▼▼▼

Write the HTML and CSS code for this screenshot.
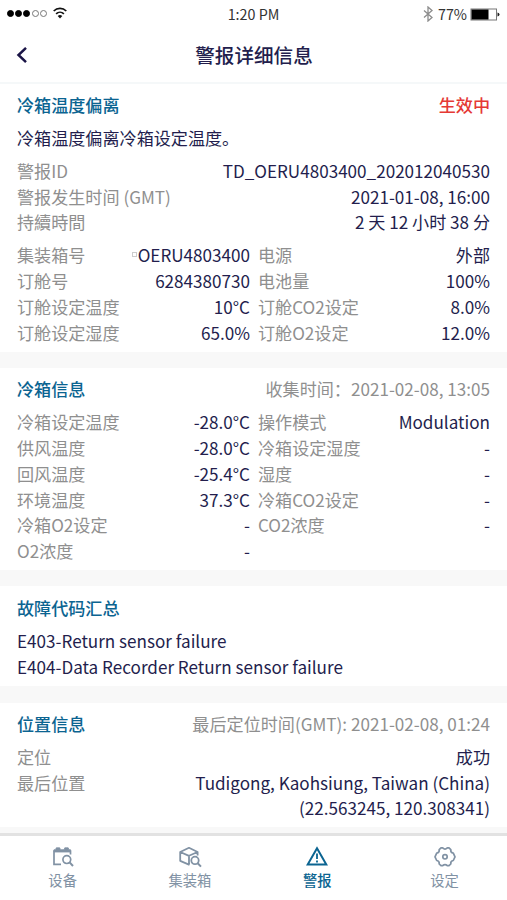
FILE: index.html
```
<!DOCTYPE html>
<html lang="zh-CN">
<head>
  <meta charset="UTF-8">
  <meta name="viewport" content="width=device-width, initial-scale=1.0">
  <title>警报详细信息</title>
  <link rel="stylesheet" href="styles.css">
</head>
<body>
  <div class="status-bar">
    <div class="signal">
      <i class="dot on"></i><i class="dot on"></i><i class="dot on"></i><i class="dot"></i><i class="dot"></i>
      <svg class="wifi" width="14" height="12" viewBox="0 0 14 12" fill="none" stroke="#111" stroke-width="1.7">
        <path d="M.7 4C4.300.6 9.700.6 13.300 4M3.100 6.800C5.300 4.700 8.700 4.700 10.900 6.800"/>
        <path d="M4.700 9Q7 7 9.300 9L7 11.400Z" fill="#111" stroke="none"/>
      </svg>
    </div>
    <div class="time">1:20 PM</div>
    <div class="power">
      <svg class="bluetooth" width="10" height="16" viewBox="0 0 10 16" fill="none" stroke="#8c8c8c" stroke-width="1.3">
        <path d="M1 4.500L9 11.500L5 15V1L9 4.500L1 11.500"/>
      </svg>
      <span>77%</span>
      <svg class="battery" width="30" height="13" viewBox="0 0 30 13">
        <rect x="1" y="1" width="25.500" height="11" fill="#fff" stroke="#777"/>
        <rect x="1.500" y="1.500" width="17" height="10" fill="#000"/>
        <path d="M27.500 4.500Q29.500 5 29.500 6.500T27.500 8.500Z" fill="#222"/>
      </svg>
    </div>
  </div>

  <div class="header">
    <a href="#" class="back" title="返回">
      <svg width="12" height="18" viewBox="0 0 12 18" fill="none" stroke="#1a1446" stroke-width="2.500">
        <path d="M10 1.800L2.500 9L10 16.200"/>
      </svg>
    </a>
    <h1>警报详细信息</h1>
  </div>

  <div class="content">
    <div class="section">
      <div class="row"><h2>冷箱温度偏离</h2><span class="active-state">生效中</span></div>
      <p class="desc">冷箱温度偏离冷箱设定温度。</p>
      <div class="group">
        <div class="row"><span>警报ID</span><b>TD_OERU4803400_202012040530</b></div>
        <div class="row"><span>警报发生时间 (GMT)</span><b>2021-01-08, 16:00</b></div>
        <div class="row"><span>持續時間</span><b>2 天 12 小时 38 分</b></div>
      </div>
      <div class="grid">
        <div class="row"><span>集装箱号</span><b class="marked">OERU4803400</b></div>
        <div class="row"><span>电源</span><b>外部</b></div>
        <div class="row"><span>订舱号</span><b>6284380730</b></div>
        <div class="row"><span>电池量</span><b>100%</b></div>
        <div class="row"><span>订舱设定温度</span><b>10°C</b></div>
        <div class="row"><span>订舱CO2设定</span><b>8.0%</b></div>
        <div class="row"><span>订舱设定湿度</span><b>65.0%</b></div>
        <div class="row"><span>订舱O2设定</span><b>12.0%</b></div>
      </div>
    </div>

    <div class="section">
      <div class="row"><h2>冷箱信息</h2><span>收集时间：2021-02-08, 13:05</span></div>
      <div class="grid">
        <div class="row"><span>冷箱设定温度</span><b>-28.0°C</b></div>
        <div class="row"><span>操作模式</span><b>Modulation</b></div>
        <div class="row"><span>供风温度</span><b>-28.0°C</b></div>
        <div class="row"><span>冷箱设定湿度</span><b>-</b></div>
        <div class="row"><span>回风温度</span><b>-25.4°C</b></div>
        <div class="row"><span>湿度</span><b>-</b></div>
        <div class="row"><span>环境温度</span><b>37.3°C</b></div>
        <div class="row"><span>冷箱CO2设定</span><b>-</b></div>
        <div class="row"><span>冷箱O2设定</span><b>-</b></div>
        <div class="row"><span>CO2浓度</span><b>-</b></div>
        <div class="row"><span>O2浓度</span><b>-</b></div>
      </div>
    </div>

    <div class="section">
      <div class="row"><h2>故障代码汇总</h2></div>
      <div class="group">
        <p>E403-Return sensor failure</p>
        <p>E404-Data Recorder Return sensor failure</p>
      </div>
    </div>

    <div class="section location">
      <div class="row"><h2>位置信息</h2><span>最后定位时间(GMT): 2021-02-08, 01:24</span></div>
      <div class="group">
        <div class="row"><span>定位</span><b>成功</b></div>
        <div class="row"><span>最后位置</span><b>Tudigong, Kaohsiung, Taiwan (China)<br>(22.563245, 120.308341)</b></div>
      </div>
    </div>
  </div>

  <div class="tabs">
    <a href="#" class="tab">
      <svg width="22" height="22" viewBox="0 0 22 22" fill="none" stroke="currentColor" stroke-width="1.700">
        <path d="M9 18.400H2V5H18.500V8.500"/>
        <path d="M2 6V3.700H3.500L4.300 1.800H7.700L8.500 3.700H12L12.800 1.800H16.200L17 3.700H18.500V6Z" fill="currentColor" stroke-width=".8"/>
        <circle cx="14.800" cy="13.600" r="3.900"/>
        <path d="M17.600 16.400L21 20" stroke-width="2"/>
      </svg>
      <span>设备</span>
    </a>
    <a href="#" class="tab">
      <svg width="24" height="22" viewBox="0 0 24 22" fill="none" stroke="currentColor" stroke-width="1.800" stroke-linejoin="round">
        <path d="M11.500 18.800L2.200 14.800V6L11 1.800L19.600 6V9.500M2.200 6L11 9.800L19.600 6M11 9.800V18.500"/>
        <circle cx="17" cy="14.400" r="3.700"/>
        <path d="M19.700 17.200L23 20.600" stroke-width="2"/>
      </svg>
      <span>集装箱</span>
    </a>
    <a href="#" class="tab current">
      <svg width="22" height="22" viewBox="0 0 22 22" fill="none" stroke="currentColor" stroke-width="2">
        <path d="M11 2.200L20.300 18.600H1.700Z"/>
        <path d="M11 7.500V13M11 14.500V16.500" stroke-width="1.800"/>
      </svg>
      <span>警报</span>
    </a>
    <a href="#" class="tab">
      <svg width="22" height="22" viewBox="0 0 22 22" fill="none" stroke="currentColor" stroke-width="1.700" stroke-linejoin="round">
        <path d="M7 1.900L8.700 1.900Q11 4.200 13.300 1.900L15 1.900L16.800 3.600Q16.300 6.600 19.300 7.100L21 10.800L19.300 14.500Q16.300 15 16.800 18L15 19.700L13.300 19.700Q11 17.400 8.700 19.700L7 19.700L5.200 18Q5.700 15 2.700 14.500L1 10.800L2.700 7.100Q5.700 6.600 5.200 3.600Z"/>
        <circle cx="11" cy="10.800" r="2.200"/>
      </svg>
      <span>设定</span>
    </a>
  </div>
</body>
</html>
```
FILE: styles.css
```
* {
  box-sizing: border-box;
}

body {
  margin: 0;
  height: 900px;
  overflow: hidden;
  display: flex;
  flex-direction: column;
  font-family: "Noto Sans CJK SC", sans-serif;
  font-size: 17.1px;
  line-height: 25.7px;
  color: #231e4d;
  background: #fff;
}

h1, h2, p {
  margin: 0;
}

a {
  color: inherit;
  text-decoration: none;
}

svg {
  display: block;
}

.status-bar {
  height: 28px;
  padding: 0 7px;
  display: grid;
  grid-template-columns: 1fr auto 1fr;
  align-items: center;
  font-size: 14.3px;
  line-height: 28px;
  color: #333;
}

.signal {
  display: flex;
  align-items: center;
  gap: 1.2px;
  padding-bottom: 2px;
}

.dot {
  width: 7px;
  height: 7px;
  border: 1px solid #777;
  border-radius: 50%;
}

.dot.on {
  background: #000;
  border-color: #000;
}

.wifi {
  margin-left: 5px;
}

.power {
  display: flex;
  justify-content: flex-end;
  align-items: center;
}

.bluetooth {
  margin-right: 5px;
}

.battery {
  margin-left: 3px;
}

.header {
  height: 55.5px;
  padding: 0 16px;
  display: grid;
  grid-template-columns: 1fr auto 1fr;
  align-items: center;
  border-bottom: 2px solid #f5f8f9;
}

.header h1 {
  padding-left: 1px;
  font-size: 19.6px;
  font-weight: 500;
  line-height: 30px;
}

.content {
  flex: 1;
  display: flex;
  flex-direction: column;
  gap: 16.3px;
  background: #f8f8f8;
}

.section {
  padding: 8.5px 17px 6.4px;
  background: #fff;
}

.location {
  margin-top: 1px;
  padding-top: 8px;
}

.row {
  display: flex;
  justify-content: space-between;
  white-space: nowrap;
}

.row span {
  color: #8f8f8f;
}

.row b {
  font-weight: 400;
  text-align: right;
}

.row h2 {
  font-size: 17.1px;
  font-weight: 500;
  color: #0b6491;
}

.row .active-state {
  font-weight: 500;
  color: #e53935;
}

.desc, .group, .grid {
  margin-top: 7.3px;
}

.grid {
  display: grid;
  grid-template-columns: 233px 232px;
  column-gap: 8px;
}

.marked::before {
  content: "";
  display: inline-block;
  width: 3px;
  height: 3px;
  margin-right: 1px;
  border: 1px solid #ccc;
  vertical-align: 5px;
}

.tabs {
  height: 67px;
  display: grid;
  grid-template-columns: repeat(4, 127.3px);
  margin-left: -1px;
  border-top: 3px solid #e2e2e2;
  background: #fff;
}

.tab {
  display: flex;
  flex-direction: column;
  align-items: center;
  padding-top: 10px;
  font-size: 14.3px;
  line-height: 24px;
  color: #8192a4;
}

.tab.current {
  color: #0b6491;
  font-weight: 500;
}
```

▲▲▲
▼▼▼

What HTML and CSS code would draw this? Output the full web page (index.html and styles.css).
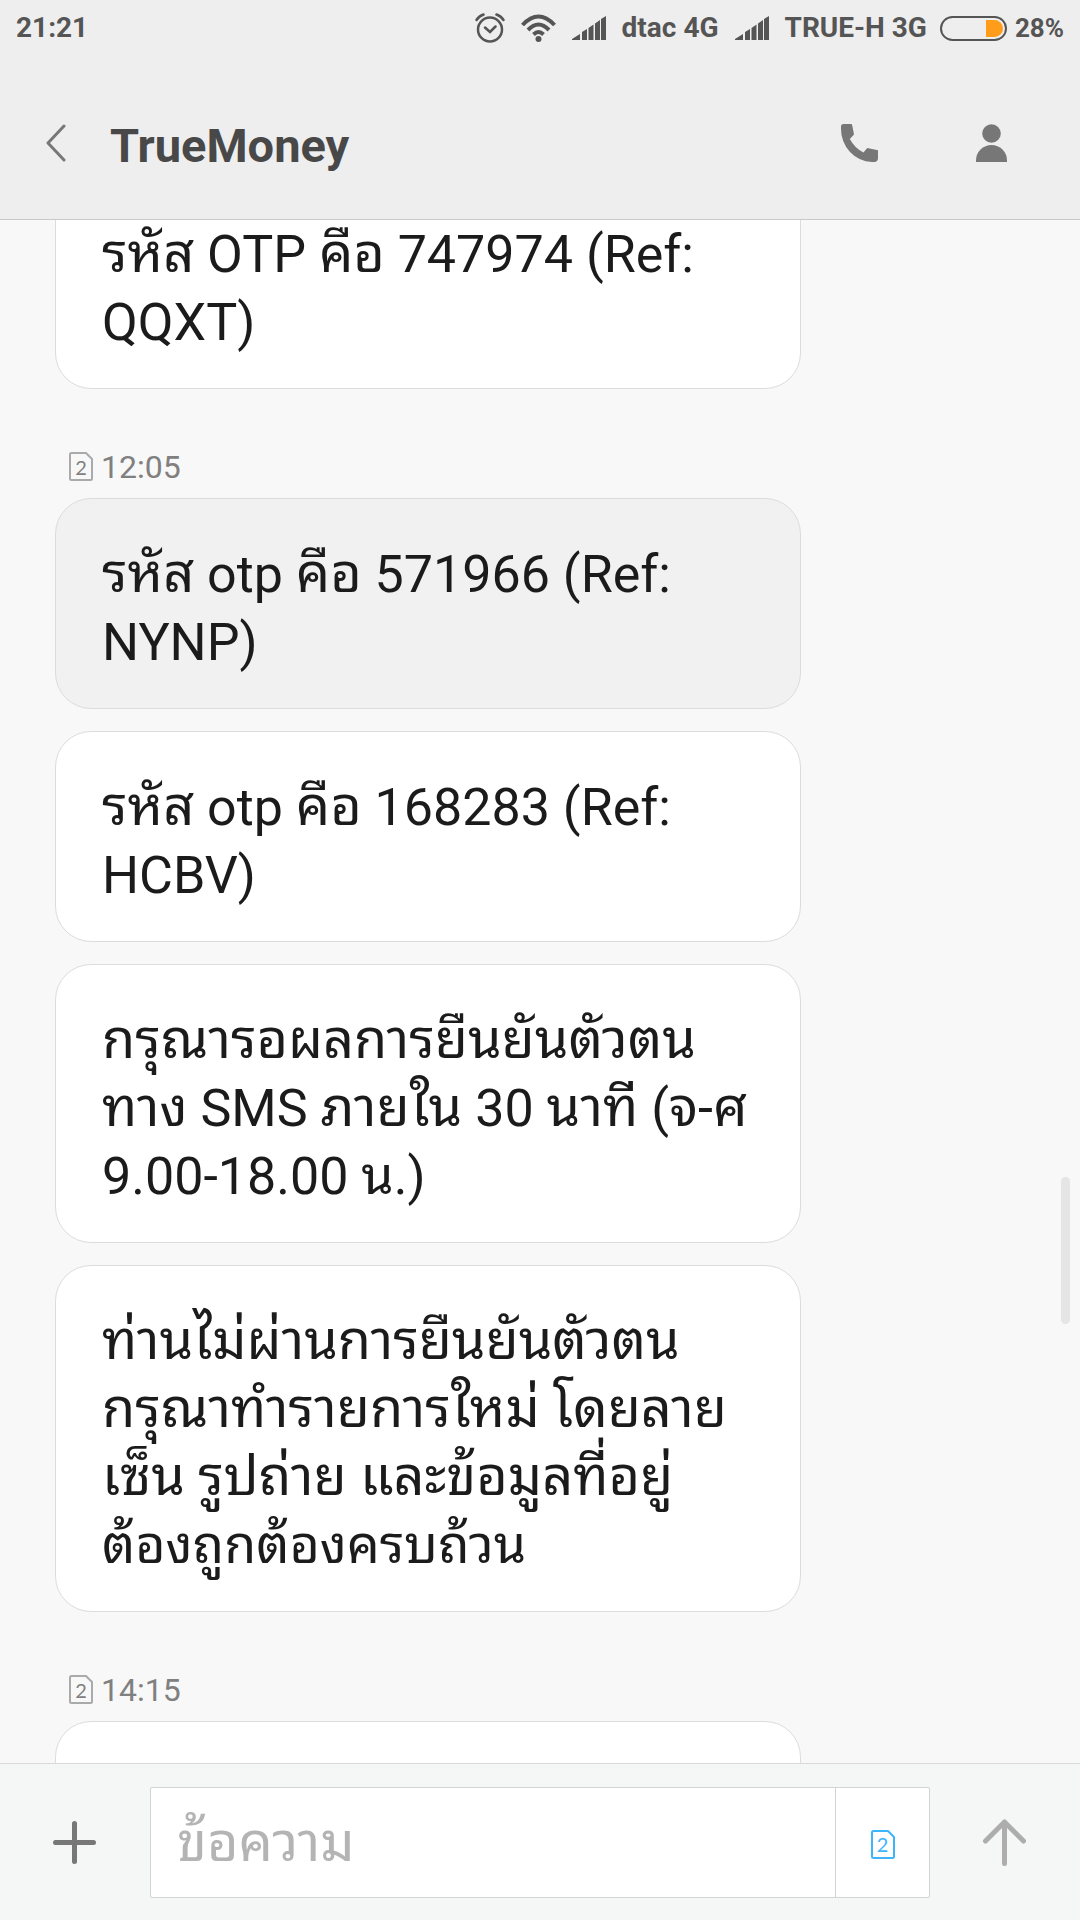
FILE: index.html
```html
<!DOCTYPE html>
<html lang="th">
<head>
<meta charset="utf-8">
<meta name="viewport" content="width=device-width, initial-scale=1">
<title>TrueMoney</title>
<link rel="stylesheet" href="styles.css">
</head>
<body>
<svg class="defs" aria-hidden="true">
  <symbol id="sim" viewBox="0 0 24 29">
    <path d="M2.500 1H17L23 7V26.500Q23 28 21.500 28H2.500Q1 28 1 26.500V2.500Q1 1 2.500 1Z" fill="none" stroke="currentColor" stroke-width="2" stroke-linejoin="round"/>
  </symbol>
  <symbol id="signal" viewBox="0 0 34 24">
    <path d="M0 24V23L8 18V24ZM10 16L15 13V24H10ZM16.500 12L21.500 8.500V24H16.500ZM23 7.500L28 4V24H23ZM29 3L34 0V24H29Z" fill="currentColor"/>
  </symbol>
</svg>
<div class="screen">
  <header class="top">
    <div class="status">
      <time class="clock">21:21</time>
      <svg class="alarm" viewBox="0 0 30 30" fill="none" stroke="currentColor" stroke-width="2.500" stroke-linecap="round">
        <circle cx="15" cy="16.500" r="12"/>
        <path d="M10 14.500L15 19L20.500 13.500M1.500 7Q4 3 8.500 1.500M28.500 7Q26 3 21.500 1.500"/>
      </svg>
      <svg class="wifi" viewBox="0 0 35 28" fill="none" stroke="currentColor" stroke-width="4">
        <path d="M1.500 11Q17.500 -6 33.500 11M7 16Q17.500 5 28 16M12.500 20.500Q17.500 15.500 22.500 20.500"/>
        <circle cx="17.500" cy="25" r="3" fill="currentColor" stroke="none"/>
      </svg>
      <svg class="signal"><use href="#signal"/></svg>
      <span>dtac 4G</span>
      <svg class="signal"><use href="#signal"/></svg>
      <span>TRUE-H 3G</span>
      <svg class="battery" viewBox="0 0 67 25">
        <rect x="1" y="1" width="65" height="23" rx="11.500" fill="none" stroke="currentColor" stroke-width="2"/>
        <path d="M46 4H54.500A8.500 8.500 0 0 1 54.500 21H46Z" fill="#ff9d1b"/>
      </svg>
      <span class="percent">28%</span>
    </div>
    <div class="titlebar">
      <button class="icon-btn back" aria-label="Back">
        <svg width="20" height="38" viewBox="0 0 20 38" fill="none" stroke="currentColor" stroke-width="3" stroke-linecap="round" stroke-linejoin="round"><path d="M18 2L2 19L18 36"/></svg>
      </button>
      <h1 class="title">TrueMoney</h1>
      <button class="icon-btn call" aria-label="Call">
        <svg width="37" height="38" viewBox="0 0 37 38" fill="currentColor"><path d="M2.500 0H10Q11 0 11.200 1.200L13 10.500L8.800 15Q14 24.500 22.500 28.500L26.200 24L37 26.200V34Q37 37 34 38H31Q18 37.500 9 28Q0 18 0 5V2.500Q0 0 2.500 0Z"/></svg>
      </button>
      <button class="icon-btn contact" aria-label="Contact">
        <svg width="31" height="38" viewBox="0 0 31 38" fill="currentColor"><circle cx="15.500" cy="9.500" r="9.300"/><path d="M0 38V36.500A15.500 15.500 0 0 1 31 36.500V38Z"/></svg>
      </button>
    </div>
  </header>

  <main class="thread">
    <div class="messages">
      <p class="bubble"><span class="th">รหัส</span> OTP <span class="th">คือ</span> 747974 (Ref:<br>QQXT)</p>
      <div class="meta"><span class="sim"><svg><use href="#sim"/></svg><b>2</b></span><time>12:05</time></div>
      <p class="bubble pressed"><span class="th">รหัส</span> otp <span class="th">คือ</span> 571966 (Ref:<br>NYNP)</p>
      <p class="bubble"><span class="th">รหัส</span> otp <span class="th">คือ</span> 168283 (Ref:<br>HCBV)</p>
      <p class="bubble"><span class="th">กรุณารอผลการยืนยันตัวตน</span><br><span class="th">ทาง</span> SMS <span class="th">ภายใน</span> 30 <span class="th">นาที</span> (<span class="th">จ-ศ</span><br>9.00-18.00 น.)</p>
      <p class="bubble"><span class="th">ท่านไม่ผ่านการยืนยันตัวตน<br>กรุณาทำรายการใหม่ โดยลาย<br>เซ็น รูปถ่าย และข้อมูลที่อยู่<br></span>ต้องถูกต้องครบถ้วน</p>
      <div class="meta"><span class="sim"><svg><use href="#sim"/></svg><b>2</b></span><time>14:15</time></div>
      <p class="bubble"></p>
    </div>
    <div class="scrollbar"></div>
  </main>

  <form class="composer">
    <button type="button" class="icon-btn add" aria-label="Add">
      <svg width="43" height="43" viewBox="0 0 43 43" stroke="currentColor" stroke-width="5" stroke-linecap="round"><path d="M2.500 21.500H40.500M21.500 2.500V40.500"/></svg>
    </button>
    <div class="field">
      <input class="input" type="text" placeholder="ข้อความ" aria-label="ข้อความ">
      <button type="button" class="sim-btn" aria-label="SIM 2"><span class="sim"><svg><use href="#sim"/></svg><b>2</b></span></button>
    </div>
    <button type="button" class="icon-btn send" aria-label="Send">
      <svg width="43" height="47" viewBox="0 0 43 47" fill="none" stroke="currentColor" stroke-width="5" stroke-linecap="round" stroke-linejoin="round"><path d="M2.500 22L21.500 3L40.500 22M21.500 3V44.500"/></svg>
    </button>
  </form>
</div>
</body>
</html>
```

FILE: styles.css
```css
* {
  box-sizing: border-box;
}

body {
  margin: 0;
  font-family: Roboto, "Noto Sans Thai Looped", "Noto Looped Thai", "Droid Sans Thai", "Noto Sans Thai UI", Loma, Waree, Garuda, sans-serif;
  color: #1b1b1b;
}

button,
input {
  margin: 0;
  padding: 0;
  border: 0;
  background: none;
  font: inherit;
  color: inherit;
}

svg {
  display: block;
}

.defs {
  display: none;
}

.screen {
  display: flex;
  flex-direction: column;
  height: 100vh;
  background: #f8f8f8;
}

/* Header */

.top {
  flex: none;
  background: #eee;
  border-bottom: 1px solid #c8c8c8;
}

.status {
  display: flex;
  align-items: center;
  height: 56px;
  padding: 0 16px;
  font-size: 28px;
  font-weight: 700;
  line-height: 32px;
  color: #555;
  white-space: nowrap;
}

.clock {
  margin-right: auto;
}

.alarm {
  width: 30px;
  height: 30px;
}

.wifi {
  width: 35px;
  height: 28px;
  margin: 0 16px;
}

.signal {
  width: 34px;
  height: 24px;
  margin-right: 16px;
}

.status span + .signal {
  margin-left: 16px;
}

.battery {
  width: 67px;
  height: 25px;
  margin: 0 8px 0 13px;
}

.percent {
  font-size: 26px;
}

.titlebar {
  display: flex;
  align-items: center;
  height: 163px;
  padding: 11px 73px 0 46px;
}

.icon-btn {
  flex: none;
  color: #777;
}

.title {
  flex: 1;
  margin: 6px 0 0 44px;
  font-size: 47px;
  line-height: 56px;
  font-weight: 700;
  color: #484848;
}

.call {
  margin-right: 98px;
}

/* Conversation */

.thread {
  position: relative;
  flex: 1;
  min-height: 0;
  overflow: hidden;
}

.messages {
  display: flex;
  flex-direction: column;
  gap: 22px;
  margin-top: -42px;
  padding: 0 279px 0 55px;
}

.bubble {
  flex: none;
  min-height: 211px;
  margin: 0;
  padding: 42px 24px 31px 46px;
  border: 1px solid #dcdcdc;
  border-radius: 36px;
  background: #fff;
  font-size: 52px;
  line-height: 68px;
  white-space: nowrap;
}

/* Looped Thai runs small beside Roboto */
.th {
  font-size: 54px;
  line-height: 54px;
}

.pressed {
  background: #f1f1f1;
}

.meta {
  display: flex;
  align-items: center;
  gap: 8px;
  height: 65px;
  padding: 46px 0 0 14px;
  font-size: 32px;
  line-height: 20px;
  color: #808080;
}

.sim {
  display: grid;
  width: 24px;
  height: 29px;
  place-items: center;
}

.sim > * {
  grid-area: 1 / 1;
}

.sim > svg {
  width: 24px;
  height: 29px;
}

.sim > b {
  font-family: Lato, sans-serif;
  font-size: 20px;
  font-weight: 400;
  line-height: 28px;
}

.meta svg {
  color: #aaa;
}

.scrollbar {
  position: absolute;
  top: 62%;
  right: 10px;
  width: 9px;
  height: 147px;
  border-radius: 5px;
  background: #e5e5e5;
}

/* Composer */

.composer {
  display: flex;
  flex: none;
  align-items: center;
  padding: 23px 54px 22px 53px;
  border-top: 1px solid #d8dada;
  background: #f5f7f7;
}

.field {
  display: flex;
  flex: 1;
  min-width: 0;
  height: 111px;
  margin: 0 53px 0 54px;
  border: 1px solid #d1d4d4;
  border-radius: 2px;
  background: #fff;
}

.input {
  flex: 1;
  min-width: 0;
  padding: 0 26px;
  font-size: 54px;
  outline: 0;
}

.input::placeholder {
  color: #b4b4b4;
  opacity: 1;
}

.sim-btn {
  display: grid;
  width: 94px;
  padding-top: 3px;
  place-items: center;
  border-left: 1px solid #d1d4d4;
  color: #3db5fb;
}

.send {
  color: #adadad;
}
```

▲▲▲

**What this task involves**
Search the data for "styles" and list every line in which it occurs.

**Response below**
  <link rel="stylesheet" href="styles.css">
FILE: styles.css
What HTML and CSS code would draw this? Output the full web page (index.html and styles.css).
<link rel="stylesheet" href="styles.css">
FILE: styles.css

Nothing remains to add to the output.